WHAT YOU SHOULD DO — Set down the data below from its first line to the line holding "const DESKTOP_LABELS = ['e', 'e', 'e', 'e', 'e'];", inclusive; omit all pictures.

DATA BLOCK —
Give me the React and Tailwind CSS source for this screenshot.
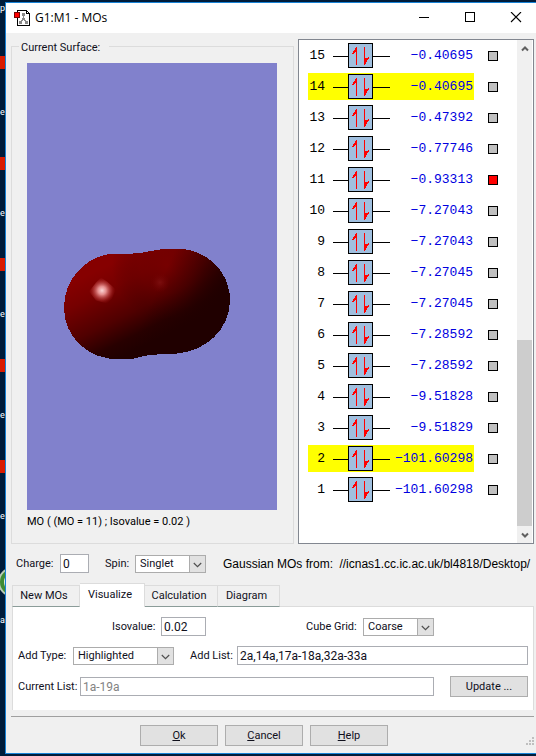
const ORBITALS = [
  { id: 15, energy: '−0.40695' },
  { id: 14, energy: '−0.40695', highlighted: true },
  { id: 13, energy: '−0.47392' },
  { id: 12, energy: '−0.77746' },
  { id: 11, energy: '−0.93313', active: true },
  { id: 10, energy: '−7.27043' },
  { id: 9, energy: '−7.27043' },
  { id: 8, energy: '−7.27045' },
  { id: 7, energy: '−7.27045' },
  { id: 6, energy: '−7.28592' },
  { id: 5, energy: '−7.28592' },
  { id: 4, energy: '−9.51828' },
  { id: 3, energy: '−9.51829' },
  { id: 2, energy: '−101.60298', highlighted: true },
  { id: 1, energy: '−101.60298' },
];

const DESKTOP_LABELS = ['e', 'e', 'e', 'e', 'e'];

const TABS = [
  { name: 'New MOs', width: 'w-[68px]' },
  { name: 'Visualize', width: 'w-[65px]', selected: true },
  { name: 'Calculation', width: 'w-[73px]' },
  { name: 'Diagram', width: 'w-[62px]' },
];

function Desktop() {
  return (
    <aside className="flex w-[5px] shrink-0 flex-col overflow-hidden text-[9px] leading-[12px] text-white" aria-hidden="true">
      <div className="h-[54px]">p</div>
      {DESKTOP_LABELS.map((label, i) => (
        <div key={i} className="h-[101px]">
          <div className="h-[13px] bg-[#d81c00]" />
          <div className="mt-[37px]">{label}</div>
        </div>
      ))}
      <svg className="mt-[6px] h-[30px] w-[5px] shrink-0" viewBox="0 0 5 30">
        <circle cx="13" cy="15" r="14" fill="#3f8b33" stroke="#b9c9b4" strokeWidth="2" />
        <circle cx="14" cy="15" r="10" fill="#e3ebe0" />
      </svg>
      <div className="mt-[17px]">a</div>
    </aside>
  );
}

function AppIcon() {
  return (
    <svg className="h-4 w-4" viewBox="0 0 16 16" shapeRendering="crispEdges" aria-hidden="true">
      <path d="M3.5.5H12.5L15.5 3.5V15.5H3.5Z" fill="#fff" stroke="#000" />
      <path d="M12.5.5V3.5H15.5" fill="none" stroke="#000" />
      <path d="M9.5 5V9M9.5 9L6.5 12.5M9.5 9L12.5 12.5" stroke="#888" strokeWidth="1.5" fill="none" />
      <path d="M8 3h3v3H8ZM8 8h3v2H8ZM5 11h3v3H5ZM11 11h3v3H11Z" fill="#888" />
      <path d="M.5 2.5H5.5V7.5H.5Z" fill="#f00" stroke="#700" />
    </svg>
  );
}

function TitleBar() {
  return (
    <header className="-mr-[3px] flex h-[30px] shrink-0 items-center bg-white pl-2">
      <AppIcon />
      <h1 className="ml-[5px] flex-1 font-['Open_Sans',sans-serif] text-[12px] leading-4 text-black">G1:M1 - MOs</h1>
      <button type="button" aria-label="Minimize" className="flex h-full w-[46px] items-center justify-center">
        <svg className="h-3 w-3" viewBox="0 0 12 12" shapeRendering="crispEdges">
          <path d="M1 5.5H11" stroke="#000" />
        </svg>
      </button>
      <button type="button" aria-label="Maximize" className="flex h-full w-[46px] items-center justify-center">
        <svg className="h-3 w-3" viewBox="0 0 12 12" shapeRendering="crispEdges">
          <path d="M1.5 .5H10.5V9.5H1.5Z" fill="none" stroke="#000" />
        </svg>
      </button>
      <button type="button" aria-label="Close" className="flex h-full w-[46px] items-center justify-center">
        <svg className="h-3 w-3" viewBox="0 0 12 12">
          <path d="M1 0L11 10M11 0L1 10" stroke="#000" strokeWidth="1.1" />
        </svg>
      </button>
    </header>
  );
}

function Surface() {
  const outline =
    'M37 244C37 215 60 190 90 190L106 190C118 190 128 185 148 185C181 185 203 209 203 237C203 266 178 288 150 290C128 291 122 291 111 294C104 296 99 296 93 296C60 296 37 273 37 244Z';
  return (
    <svg className="block h-full min-h-[446px] w-full bg-[#8181cc]" viewBox="0 0 250 446" role="img" aria-label="Molecular orbital surface">
      <defs>
        <linearGradient id="base" gradientUnits="userSpaceOnUse" x1="82" y1="201" x2="121" y2="280">
          <stop offset="0" stopColor="#860000" />
          <stop offset="0.25" stopColor="#760000" />
          <stop offset="0.6" stopColor="#500000" />
          <stop offset="0.85" stopColor="#280000" />
          <stop offset="1" stopColor="#200000" />
        </linearGradient>
        <linearGradient id="shade" gradientUnits="userSpaceOnUse" x1="135" y1="215" x2="190" y2="240">
          <stop offset="0" stopColor="#200000" stopOpacity="0" />
          <stop offset="0.5" stopColor="#200000" stopOpacity="0.4" />
          <stop offset="1" stopColor="#200000" stopOpacity="1" />
        </linearGradient>
        <radialGradient id="right" gradientUnits="userSpaceOnUse" cx="140" cy="202" r="55">
          <stop offset="0" stopColor="#780000" stopOpacity="0.8" />
          <stop offset="0.5" stopColor="#680000" stopOpacity="0.45" />
          <stop offset="1" stopColor="#3a0000" stopOpacity="0" />
        </radialGradient>
        <radialGradient id="shine" gradientUnits="userSpaceOnUse" cx="75" cy="227" r="14">
          <stop offset="0" stopColor="#fbd6d6" />
          <stop offset="0.3" stopColor="#e48c8c" />
          <stop offset="0.65" stopColor="#b83c3c" stopOpacity="0.6" />
          <stop offset="1" stopColor="#8a0000" stopOpacity="0" />
        </radialGradient>
        <radialGradient id="glow" gradientUnits="userSpaceOnUse" cx="133" cy="219" r="10">
          <stop offset="0" stopColor="#801212" stopOpacity="0.8" />
          <stop offset="1" stopColor="#700000" stopOpacity="0" />
        </radialGradient>
      </defs>
      <g shapeRendering="crispEdges">
        <path d={outline} fill="url(#base)" />
        <path d={outline} fill="url(#right)" />
        <path d={outline} fill="url(#shade)" />
      </g>
      <path d="M62 228L69 219L74 214L80 218L89 226L85 235L80 240L69 237Z" fill="url(#shine)" />
      <circle cx="133" cy="219" r="10" fill="url(#glow)" />
    </svg>
  );
}

function SurfacePanel() {
  return (
    <fieldset className="-mt-[3px] flex min-w-0 flex-1 flex-col border border-[#dcdcdc] pr-4 pb-[13px] pl-[15px]">
      <legend className="-ml-2 pt-1 pr-[9px] pl-[2px] leading-4">Current Surface:</legend>
      <div className="mt-[7px] flex-1">
        <Surface />
      </div>
      <p className="mt-1 leading-4 text-black">MO ( (MO = 11) ; Isovalue = 0.02 )</p>
    </fieldset>
  );
}

function ElectronPair() {
  return (
    <svg className="h-[25px] w-[57px] shrink-0" viewBox="0 0 57 25" shapeRendering="crispEdges" aria-hidden="true">
      <path d="M0 13.5H57" stroke="#000" />
      <path d="M15.5.5H39.5V24.5H15.5Z" fill="#a0bfdf" stroke="#000" />
      <path d="M23 4H24V22H23ZM22 5H23V9H22ZM21 7H22V10H21ZM20 8H21V11H20ZM19 10H20V11H19Z" fill="#f00" />
      <path d="M31 4H32V22H31ZM32 15H33V21H32ZM33 15H34V19H33ZM34 15H35V17H34ZM35 14H36V16H35Z" fill="#f00" />
    </svg>
  );
}

function OrbitalRow({ id, energy, highlighted, active }) {
  return (
    <li className="flex h-[31px] items-center">
      <div
        className={`flex h-[27px] w-[166px] items-center font-['Liberation_Mono',monospace] text-[13px] ${
          highlighted ? 'bg-[#ff0]' : ''
        }`}
      >
        <span className="mr-2 w-[17px] shrink-0 text-right text-black">{id}</span>
        <ElectronPair />
        <span className="-ml-1 flex-1 pr-px text-right text-[#0000e0]">{energy}</span>
      </div>
      <input
        type="checkbox"
        defaultChecked={active}
        aria-label={`Orbital ${id}`}
        className="ml-[14px] h-[10px] w-[10px] appearance-none border border-black bg-[#c0c0c0] checked:bg-[#f00]"
      />
    </li>
  );
}

function OrbitalList() {
  return (
    <section className="flex w-[236px] shrink-0 border border-[#828790] bg-white" aria-label="Orbitals">
      <ol className="flex-1 pl-[9px]">
        {ORBITALS.map((orbital) => (
          <OrbitalRow key={orbital.id} {...orbital} />
        ))}
      </ol>
      <div className="mr-px flex w-[15px] flex-col bg-[#f0f0f0]">
        <button type="button" aria-label="Scroll up" className="flex h-[17px] items-center justify-center">
          <svg className="h-2 w-2" viewBox="0 0 8 8">
            <path d="M1 5.5L4 2.5L7 5.5" fill="none" stroke="#606060" strokeWidth="2" />
          </svg>
        </button>
        <div className="flex-[283]" />
        <div className="flex-[186] bg-[#cdcdcd]" />
        <button type="button" aria-label="Scroll down" className="flex h-[17px] items-center justify-center">
          <svg className="h-2 w-2" viewBox="0 0 8 8">
            <path d="M1 2.5L4 5.5L7 2.5" fill="none" stroke="#606060" strokeWidth="2" />
          </svg>
        </button>
      </div>
    </section>
  );
}

function Dropdown({ id, value, className }) {
  return (
    <div className={`relative h-[18px] shrink-0 ${className}`}>
      <select
        id={id}
        defaultValue={value}
        className="block h-full w-full appearance-none border border-[#acacac] bg-white pl-1 leading-[14px]"
      >
        <option>{value}</option>
      </select>
      <span className="pointer-events-none absolute inset-y-0 right-0 flex w-[17px] items-center justify-center border border-[#acacac] bg-[#e1e1e1]">
        <svg className="mt-[2px] h-[6px] w-[9px]" viewBox="0 0 9 6">
          <path d="M.8 1L4.5 4.7L8.2 1" fill="none" stroke="#505050" strokeWidth="1.2" />
        </svg>
      </span>
    </div>
  );
}

function TextBox({ id, value, className, ...rest }) {
  return (
    <input
      id={id}
      type="text"
      defaultValue={value}
      className={`h-[19px] min-w-0 border border-[#abadb3] bg-white px-[2px] text-[12px] disabled:text-[#838383] ${className}`}
      {...rest}
    />
  );
}

function PushButton({ children }) {
  return (
    <button type="button" className="h-[21px] w-[78px] shrink-0 border border-[#adadad] bg-[#e1e1e1] leading-[18px]">
      {children}
    </button>
  );
}

function StatusRow() {
  return (
    <div className="mt-[10px] flex h-[19px] items-center pl-[5px] whitespace-nowrap">
      <label htmlFor="charge" className="w-11 shrink-0">Charge:</label>
      <TextBox id="charge" value="0" className="w-[29px] shrink-0" />
      <label htmlFor="spin" className="ml-4 w-[30px] shrink-0">Spin:</label>
      <Dropdown id="spin" value="Singlet" className="w-[71px]" />
      <p className="ml-[17px] font-['Liberation_Sans',sans-serif] text-[12px] text-black">
        Gaussian MOs from: <span className="ml-[3px]">//icnas1.cc.ic.ac.uk/bl4818/Desktop/</span>
      </p>
    </div>
  );
}

function Tabs() {
  return (
    <div className="mt-[10px] flex h-6 items-end pl-px" role="tablist">
      {TABS.map((tab) => (
        <button
          key={tab.name}
          type="button"
          role="tab"
          aria-selected={!!tab.selected}
          className={`border-t border-r border-[#dcdcdc] pr-1 leading-[18px] first:border-l ${tab.width} ${
            tab.selected
              ? 'h-6 bg-white pb-[2px]'
              : 'h-[22px] border-b border-b-[#8b9c99] bg-[#f0f0f0]'
          }`}
        >
          {tab.name}
        </button>
      ))}
      <div className="flex-1 border-b border-[#dcdcdc]" />
    </div>
  );
}

function VisualizePanel() {
  return (
    <div className="ml-px flex flex-col border-x border-[#dcdcdc] bg-white px-[5px] pt-[10px] pb-[14px]" role="tabpanel">
      <div className="flex h-[19px] items-center">
        <label htmlFor="isovalue" className="ml-[94px] w-[49px] shrink-0">Isovalue:</label>
        <TextBox id="isovalue" value="0.02" className="w-[45px] shrink-0" />
        <label htmlFor="grid" className="ml-[100px] w-[57px] shrink-0">Cube Grid:</label>
        <Dropdown id="grid" value="Coarse" className="w-[71px]" />
      </div>
      <div className="mt-[10px] flex h-[19px] items-center">
        <label htmlFor="add-type" className="w-[55px] shrink-0">Add Type:</label>
        <Dropdown id="add-type" value="Highlighted" className="w-[101px]" />
        <label htmlFor="add-list" className="ml-4 w-[47px] shrink-0">Add List:</label>
        <TextBox id="add-list" value="2a,14a,17a-18a,32a-33a" className="flex-1" />
      </div>
      <div className="mt-3 flex h-[19px] items-center">
        <label htmlFor="current-list" className="w-[62px] shrink-0 whitespace-nowrap">Current List:</label>
        <TextBox id="current-list" value="1a-19a" className="mr-4 flex-1" disabled />
        <PushButton>Update ...</PushButton>
      </div>
    </div>
  );
}

export default function App() {
  return (
    <div className="flex min-h-screen bg-[#001c3a] py-[2px] font-['Roboto','Liberation_Sans',sans-serif] text-[11px] leading-4 text-[#10101c]">
      <Desktop />
      <main className="flex min-w-0 flex-1 flex-col overflow-hidden border-y border-l border-[#1883d7] bg-[#f0f0f0]">
        <TitleBar />
        <div className="flex flex-1 flex-col pt-[6px] pr-[2px] pl-[5px]">
          <div className="flex flex-1 gap-1">
            <SurfacePanel />
            <OrbitalList />
          </div>
          <StatusRow />
          <Tabs />
          <VisualizePanel />
          <footer className="mt-[6px] flex h-[37px] items-start justify-center gap-[7px] border-t border-[#a0a0a0] pt-2 pr-[17px]">
            <PushButton><u>O</u>k</PushButton>
            <PushButton><u>C</u>ancel</PushButton>
            <PushButton><u>H</u>elp</PushButton>
          </footer>
          <svg className="-mt-4 mb-2 h-2 w-2 shrink-0 self-end" viewBox="0 0 8 8" aria-hidden="true">
            <path d="M6 0h2v2H6ZM3 3h2v2H3ZM6 3h2v2H6ZM0 6h2v2H0ZM3 6h2v2H3ZM6 6h2v2H6Z" fill="#bfbfbf" />
          </svg>
        </div>
      </main>
    </div>
  );
}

THE ANSWER —
Give me the React and Tailwind CSS source for this screenshot.
const ORBITALS = [
  { id: 15, energy: '−0.40695' },
  { id: 14, energy: '−0.40695', highlighted: true },
  { id: 13, energy: '−0.47392' },
  { id: 12, energy: '−0.77746' },
  { id: 11, energy: '−0.93313', active: true },
  { id: 10, energy: '−7.27043' },
  { id: 9, energy: '−7.27043' },
  { id: 8, energy: '−7.27045' },
  { id: 7, energy: '−7.27045' },
  { id: 6, energy: '−7.28592' },
  { id: 5, energy: '−7.28592' },
  { id: 4, energy: '−9.51828' },
  { id: 3, energy: '−9.51829' },
  { id: 2, energy: '−101.60298', highlighted: true },
  { id: 1, energy: '−101.60298' },
];

const DESKTOP_LABELS = ['e', 'e', 'e', 'e', 'e'];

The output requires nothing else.